Jason sent us home and decided to wait a few minutes until the birds were fully asleep. Chickens sleep hard. Whoever came up with the saying “dead to the world” probably first uttered it in a henhouse at night. Whereas walking among hens in the day will cause a flustery ruckus, the night coop is peaceful with only the occasional coo sound emitting from sleeping birds, heads tucked so far under their wings they hardly look like they have heads.
That was when Jason walked in wearing a headlamp. He gently picked up each sleep-immobilized chicken and hand-placed them on their roosts, one by one by one. The birds instinctually wrapped their chicken toes around the stick despite their heavy-lidded slumber.
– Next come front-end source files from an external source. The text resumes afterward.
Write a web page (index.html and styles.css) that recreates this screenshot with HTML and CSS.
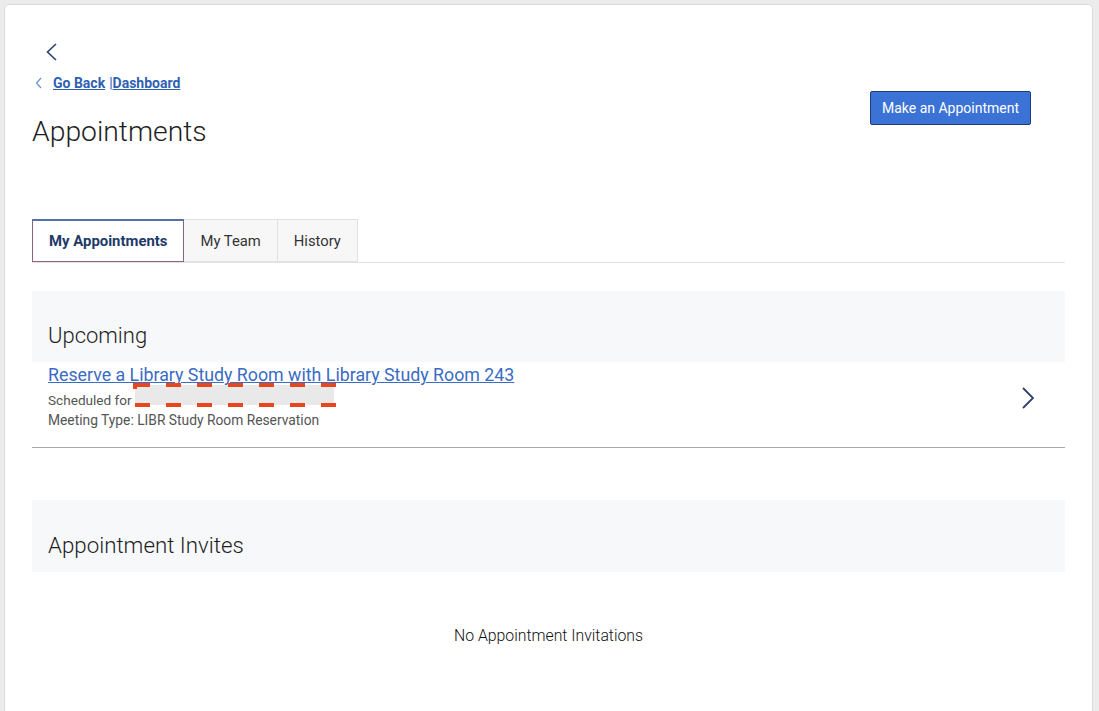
FILE: index.html
```html
<!DOCTYPE html>
<html lang="en">
<head>
<meta charset="utf-8">
<title>Appointments</title>
<link rel="stylesheet" href="styles.css">
</head>
<body>
<div class="card">
  <div class="back-icon">
    <svg width="12" height="18" viewBox="0 0 12 18"><path d="M11 1 L2.5 9 L11 17" fill="none" stroke="#2c4170" stroke-width="1.6"/></svg>
  </div>
  <div class="header">
    <div class="header-left">
      <div class="crumbs">
        <svg class="crumb-chev" width="7" height="12" viewBox="0 0 7 12"><path d="M6 1 L1.5 6 L6 11" fill="none" stroke="#6d8fd0" stroke-width="1.2"/></svg>
        <a href="#" class="crumb-link">Go Back</a>
        <span class="sep">|</span><a href="#" class="crumb-link">Dashboard</a>
      </div>
      <h1 class="title">Appointments</h1>
    </div>
    <button class="primary-btn">Make an Appointment</button>
  </div>

  <div class="tabs">
    <div class="tab active">My Appointments</div>
    <div class="tab">My Team</div>
    <div class="tab">History</div>
  </div>

  <div class="section-head">Upcoming</div>
  <div class="appt">
    <div class="appt-body">
      <a href="#" class="appt-link">Reserve a Library Study Room with Library Study Room 243</a>
      <div class="sched">
        <span class="sched-text">Scheduled for</span>
        <span class="redact">
          <svg width="203" height="24" viewBox="0 0 203 24"><rect x="2" y="2" width="199" height="20" fill="#e9e9e9" stroke="#e8461f" stroke-width="4" stroke-dasharray="15 16"/></svg>
        </span>
      </div>
      <div class="meta">Meeting Type: LIBR Study Room Reservation</div>
    </div>
    <svg class="appt-chev" width="12" height="22" viewBox="0 0 12 22"><path d="M1 1 L11 11 L1 21" fill="none" stroke="#2b4170" stroke-width="1.8"/></svg>
  </div>

  <div class="section-head invites">Appointment Invites</div>
  <div class="empty">No Appointment Invitations</div>
</div>
</body>
</html>
```

FILE: styles.css
```css
html, body {
  margin: 0;
  padding: 0;
  height: 100%;
  overflow: hidden;
}
body {
  background: #ececec;
  font-family: Roboto, "Liberation Sans", Arial, sans-serif;
  color: #222;
}
.card {
  background: #fff;
  border: 1px solid #dadada;
  border-radius: 5px;
  margin: 4px 6px 0 4px;
  padding: 0 27px;
  min-height: 800px;
}
.back-icon {
  margin-top: 38px;
  height: 18px;
  padding-left: 13px;
}
.back-icon svg { display: block; }
.header {
  display: flex;
  justify-content: space-between;
  align-items: flex-start;
}
.crumbs {
  margin-top: 13px;
  height: 18px;
  display: flex;
  align-items: center;
  font-size: 14px;
  font-weight: 700;
  line-height: 18px;
}
.crumb-chev {
  margin-left: 3px;
  margin-right: 11px;
}
.crumb-link {
  color: #2f5fb3;
  text-decoration: underline;
}
.sep {
  color: #2f5fb3;
  font-weight: 400;
  margin-left: 4px;
  margin-right: 0;
}
.title {
  margin: 22px 0 0;
  font-size: 28.3px;
  font-weight: 300;
  line-height: 36px;
  color: #1e1e1e;
}
.primary-btn {
  margin-top: 30px;
  margin-right: 34px;
  height: 34px;
  width: 161px;
  background: #3b72d6;
  border: 1px solid #1e3c78;
  border-radius: 2px;
  color: #fff;
  font-family: Roboto, "Liberation Sans", Arial, sans-serif;
  font-size: 14px;
  padding: 0;
}
.tabs {
  margin-top: 69px;
  display: flex;
  border-bottom: 1px solid #e3e3e3;
}
.tab {
  height: 41px;
  line-height: 42px;
  padding: 0 16px;
  font-size: 14.8px;
  color: #333;
  background: #f7f7f7;
  border: 1px solid #e2e2e2;
  border-left: none;
}
.tab.active {
  background: #fff;
  color: #1f3a68;
  font-weight: 700;
  font-size: 14.9px;
  border: 1px solid #8a6480;
  border-top: 2px solid #5470a8;
  height: 40px;
  line-height: 41px;
}
.section-head {
  margin-top: 28px;
  background: #f7f8fa;
  padding: 32px 16px 13px;
  font-size: 22px;
  font-weight: 300;
  line-height: 26px;
  color: #1e1e1e;
}
.section-head.invites {
  margin-top: 52px;
  padding-bottom: 14px;
  font-size: 22.3px;
}
.appt {
  display: flex;
  justify-content: space-between;
  align-items: flex-start;
  padding: 2px 31px 17px 16px;
  border-bottom: 1px solid #a9a9a9;
}
.appt-body {
  display: flex;
  flex-direction: column;
  align-items: flex-start;
}
.appt-link {
  font-size: 17.8px;
  line-height: 22px;
  color: #3a6cc4;
  text-decoration: underline;
  margin-bottom: -3px;
}
.sched {
  display: flex;
  align-items: flex-end;
  height: 24px;
}
.sched-text {
  font-size: 13.6px;
  line-height: 14px;
  color: #555;
}
.redact {
  margin-left: 1px;
  height: 24px;
}
.redact svg { display: block; }
.meta {
  margin-top: 3px;
  font-size: 13.8px;
  line-height: 20px;
  color: #555;
}
.appt-chev {
  margin-top: 23px;
  display: block;
}
.empty {
  margin-top: 53px;
  text-align: center;
  font-size: 15.8px;
  font-weight: 300;
  line-height: 22px;
  color: #111;
}
```
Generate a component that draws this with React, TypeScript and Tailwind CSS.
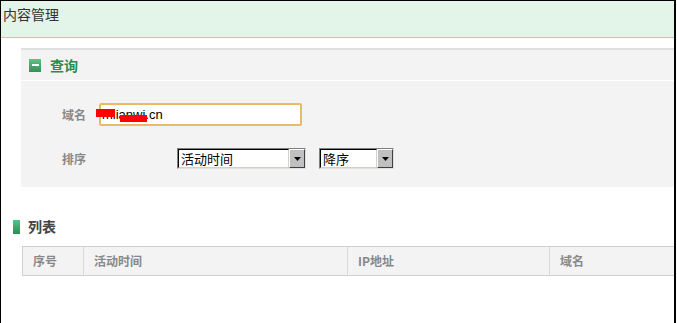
import React from 'react';

const cjk = { fontFamily: '"Noto Sans CJK SC", "Liberation Sans", sans-serif' };

const SelectBox = ({ value, width }: { value: string; width: string }) => (
  <div className={`flex h-[21px] ${width} border border-t-[#808080] border-l-[#808080] border-r-[#e0e0e0] border-b-[#e0e0e0] bg-white`}>
    <div className="flex flex-1 items-center border border-t-black border-l-black border-r-[#d4d0c8] border-b-[#d4d0c8] pl-[2px] text-[13px] leading-none text-black" style={cjk}>
      {value}
    </div>
    <div className="flex w-[16px] items-center justify-center border border-t-white border-l-white border-r-[#404040] border-b-[#404040] bg-[#c0c0c0]">
      <svg width="7" height="4" viewBox="0 0 7 4">
        <path d="M0 0h7L3.5 4z" fill="#000" />
      </svg>
    </div>
  </div>
);

export default function App() {
  return (
    <div className="h-[323px] w-[677px] overflow-hidden bg-white">
      <div className="h-full w-[676px] overflow-hidden border-l border-t border-r-2 border-black">
        {/* page title */}
        <div className="h-[37px] border-b border-[#9fd8b0] bg-[#e3f5e9] pl-[2px] pt-[3px] text-[14px] text-[#333]" style={cjk}>
          内容管理
        </div>

        {/* query panel */}
        <div className="ml-[20px] mt-[10px] border-t-2 border-[#e0e0e0] bg-[#f3f3f3]">
          <div className="flex h-[31px] items-center gap-[9px] border-b border-white pl-[8px]">
            <div className="flex h-[13px] w-[12px] items-center justify-center bg-gradient-to-b from-[#62c184] to-[#2f9254]">
              <div className="h-[2px] w-[7px] bg-white" />
            </div>
            <span className="text-[14px] font-bold text-[#2c8a4f]" style={cjk}>查询</span>
          </div>
          <div className="h-[106px] pl-[41px] pt-[22px]">
            <div className="flex items-center">
              <span className="w-[37px] text-[12px] font-bold text-[#888]" style={cjk}>域名</span>
              <div className="relative flex h-[23px] w-[203px] items-center rounded-[2px] border-2 border-[#e8bc66] bg-white pl-[1px] text-[13px] text-black" style={{ fontFamily: '"Liberation Sans", sans-serif' }}>
                mlianwi.cn
                <div className="absolute left-[-5px] top-[4px] h-[8px] w-[19px] bg-[#ff0000]" />
                <div className="absolute left-[19px] top-[10px] h-[7px] w-[27px] bg-[#ff0000]" />
              </div>
            </div>
            <div className="mt-[22px] flex items-center">
              <span className="w-[115px] text-[12px] font-bold text-[#888]" style={cjk}>排序</span>
              <SelectBox value="活动时间" width="w-[129px]" />
              <div className="w-[13px]" />
              <SelectBox value="降序" width="w-[75px]" />
            </div>
          </div>
        </div>

        {/* list */}
        <div className="ml-[12px] mt-[29px] flex items-center gap-[8px]">
          <div className="h-[14px] w-[7px] bg-gradient-to-b from-[#52c48a] to-[#2a8f52]" />
          <span className="text-[14px] font-bold text-[#444]" style={cjk}>列表</span>
        </div>
        <div className="ml-[21px] mt-[9px] w-[700px]">
          <div className="flex h-[30px] border border-[#d0d0d0] bg-[#f3f3f3] text-[12px] font-bold text-[#888]" style={cjk}>
            <div className="flex w-[61px] items-center border-r border-[#d8d8d8] pl-[10px]">序号</div>
            <div className="flex w-[264px] items-center border-r border-[#d8d8d8] pl-[10px]">活动时间</div>
            <div className="flex w-[202px] items-center border-r border-[#d8d8d8] pl-[10px]">IP地址</div>
            <div className="flex flex-1 items-center pl-[10px]">域名</div>
          </div>
        </div>
      </div>
    </div>
  );
}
Because it was summer, the sun didn’t fully drop until nearly ten p.m., meaning Jason was either sleeping on the cot in the egg-washing building or coming home around midnight, only to be out the door again well before six a.m.—his new wake-up call.
Although it took over two weeks, the birds did come to roost on their
own as Jason managed to rewire their walnut-sized brains back to their instinctual state. (My friend Deb joked that each bird likely woke up in the morning thinking, “It happened again!” And looked over to her nearest roost buddy and said, “You too, Delores?”)
But our hens weren’t the only ones with new realities to adjust to. I began to see that our lives had shifted as well. Jason was now a farmer, and I was a married single parent.
Chapter 8
I am not a risk taker by nature, and there’s a case to be made that I’m just a plain weenie. In the section of my heart reserved for stout entrepreneurism sits a shirking pinto bean or maybe an eraser head. And it’s probably, counterintuitively, because I came from a business-owning family.
What I remember about my parents’ building construction venture was that it employed nearly a dozen crewmembers and was both successful and filled with stressors—or as I call it, succestressful. In my memory, I see my father shoveling dinner into his mouth at the kitchen table while talking on a telephone stretched to the end of its curly cord. It was often a conversation steeped with worry about subcontractors or a foundation not setting up properly due to a cold snap. He’d often get out of bed at night to check a job site.
My father had very little time, heavy thoughts, and ulcer trouble. My mother worked nonstop to keep a lovely home and then, after dinner was put away, hunched over wide ledgers and a metal-handled check embossing machine.
It was a few weeks after the first batch of chickens arrived that I went to see my parents, now retired, in Maine. When I visit my home state, I almost always finagle a writing gig to at least partially morph my annual visit into a business trip. The most amenable has been Cabin Life, a “lifestyle” magazine featuring glossy spreads of luxuriant second homes on breathtaking properties—real estate pornography.
I took my father along on that day’s adventure to Cundy Harbor, a seaside fishing village so obscure that GPS simply gave up. The Maine coast is tricky that way, a collection of crooked and curved land fingers constantly washed by the Atlantic. We had just emerged from the hairiest of this driving, my seventy-eight-year-old dad at the wheel. Our chatter had been about the restored Swedish-style cabin we’d just toured when he turned his head and asked what had clearly been on his mind for months.